The Teamsters Convention, where candidates will be officially nominated, is still more than a year away, but petitioning begins June 1 to get candidates’ access to the Teamster magazine for campaign ads. Campaigns to elect Convention delegates will begin as soon as this summer and continue through spring 2001.
As we go to press, Tom Leedham has not announced his candidacy, but it is widely assumed that he will be head the reform ticket. He has a tough job ahead. Hoffa has all the benefits of incumbency, and the backing of a unified officialdom.
In 1998, some officers who had supported Carey were reluctant to campaign openly for Hoffa, given that they had denounced him as a mobbed-up lawyer for employers just two years earlier in the Hoffa/Carey race. With the `96 election five years behind them, these “soft switchers” won’t be so soft, a factor that could make it difficult for Leedham to match his vote tally in a number of key locals.
Hoffa’s biggest advantage may be that he hasn’t had enough to screw up. His bargaining record at Northwest, A-B, and IBP is a disaster for those who study it. But few rank-and-file Teamsters pay attention to contract results outside of their jurisdiction. The challenge for reformers is to raise awareness of the fiascoes that Hoffa has endeavored to keep hidden. With the UPS agreement expiring in 2002 and the NMFA in 2003, Leedham and TDU will ask freight and UPS Teamsters, “Can you trust Hoffa to negotiate your contract?”

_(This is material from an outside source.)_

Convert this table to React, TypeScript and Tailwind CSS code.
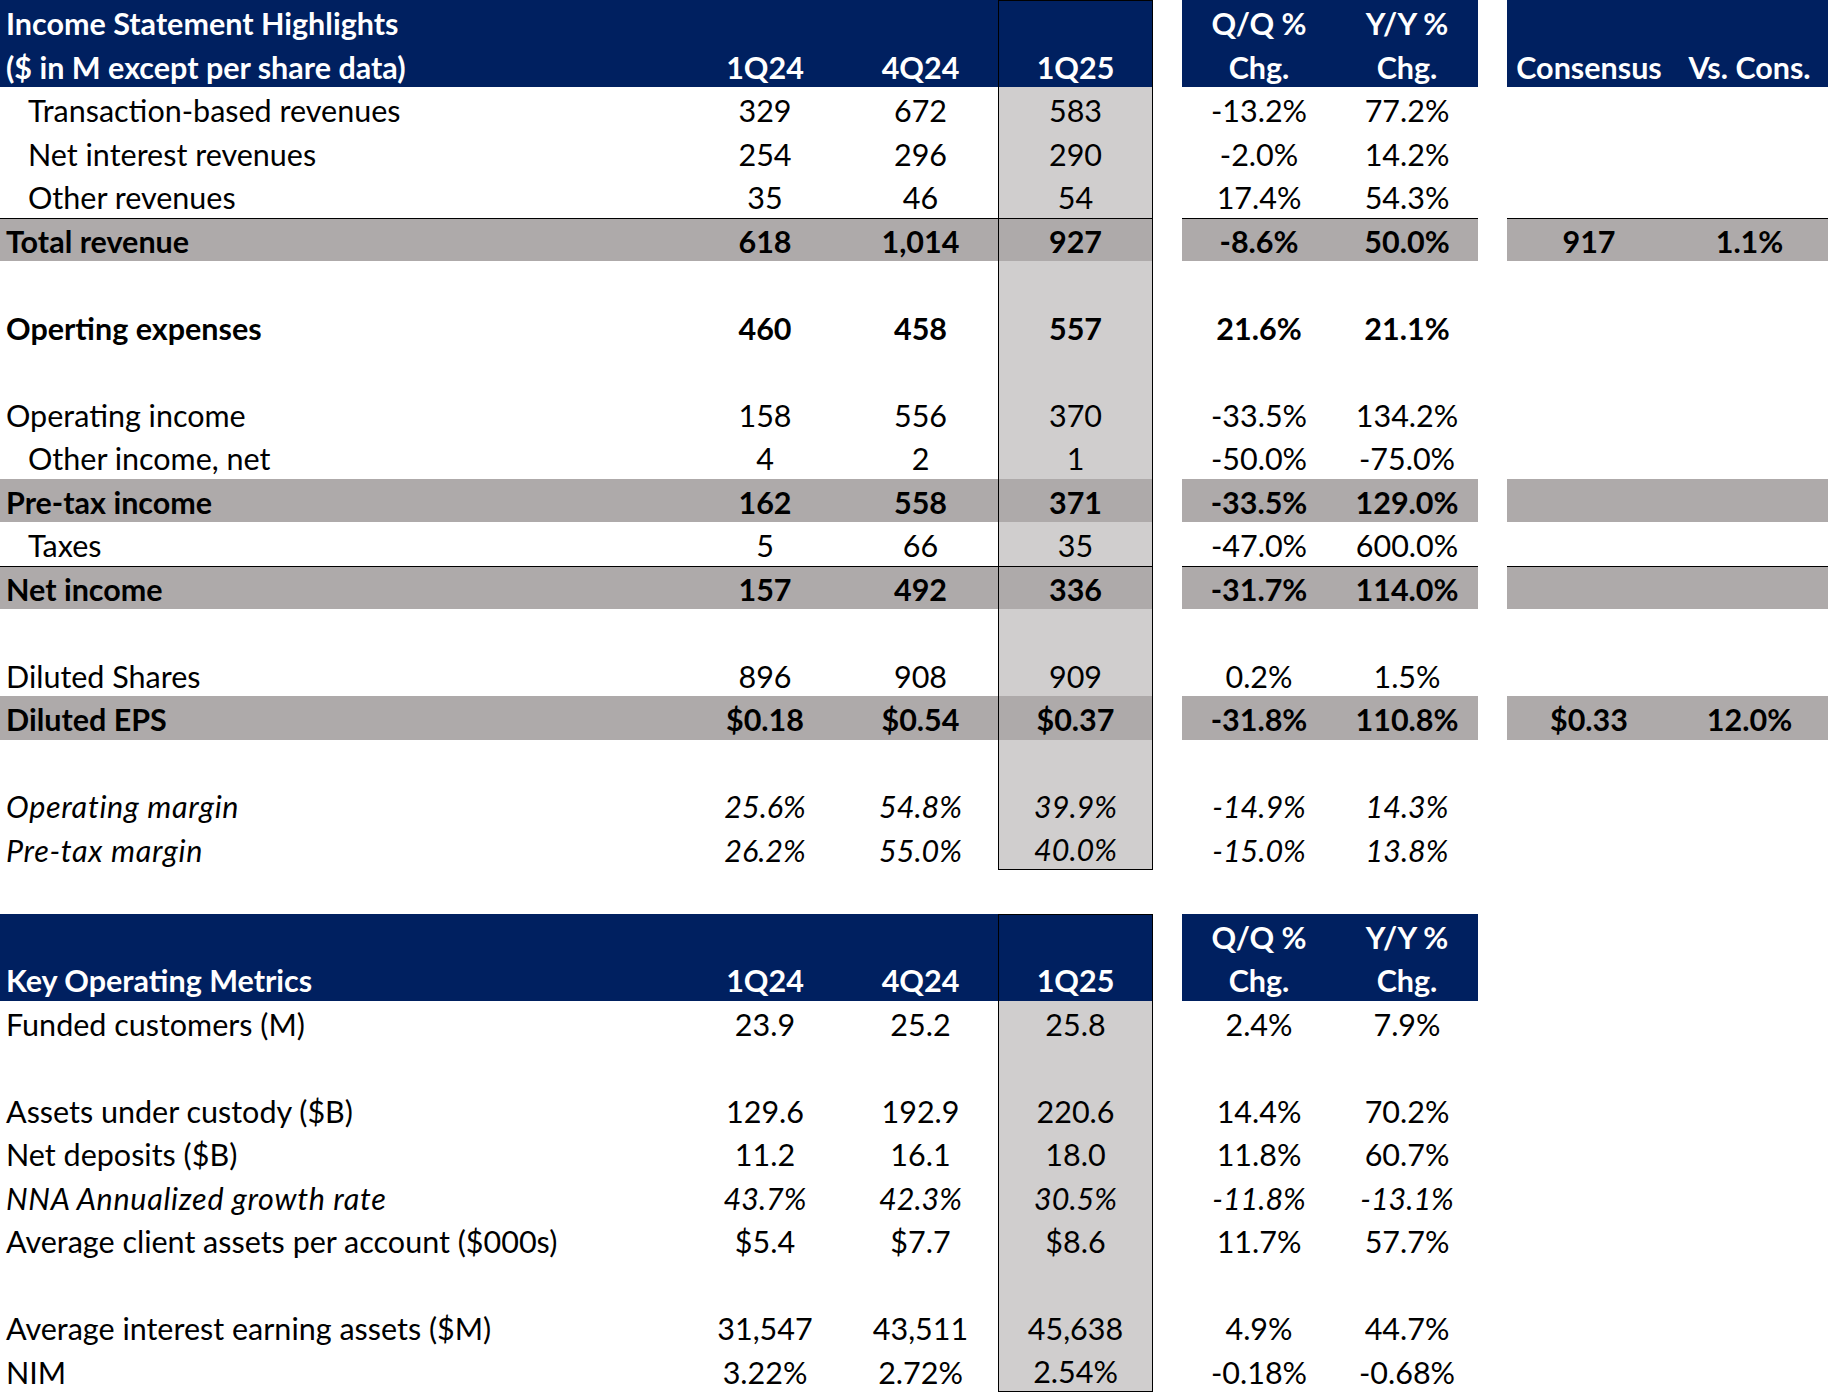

For now, Hoffa is sitting high and mighty, and feeling pretty good after Year One of his reign. But Teamster reform activists-who are marking twenty-five years since they began their rank-and-file struggle with the launching of Teamsters for a Decent Contract in 1975-know something about anniversaries too. Not to mention uphill fights.
The feisty rank-and-file movement is constantly seeking opportunities to expose and exploit the glaring gap between Hoffa’s pretensions and his performance. Bring on Year Two!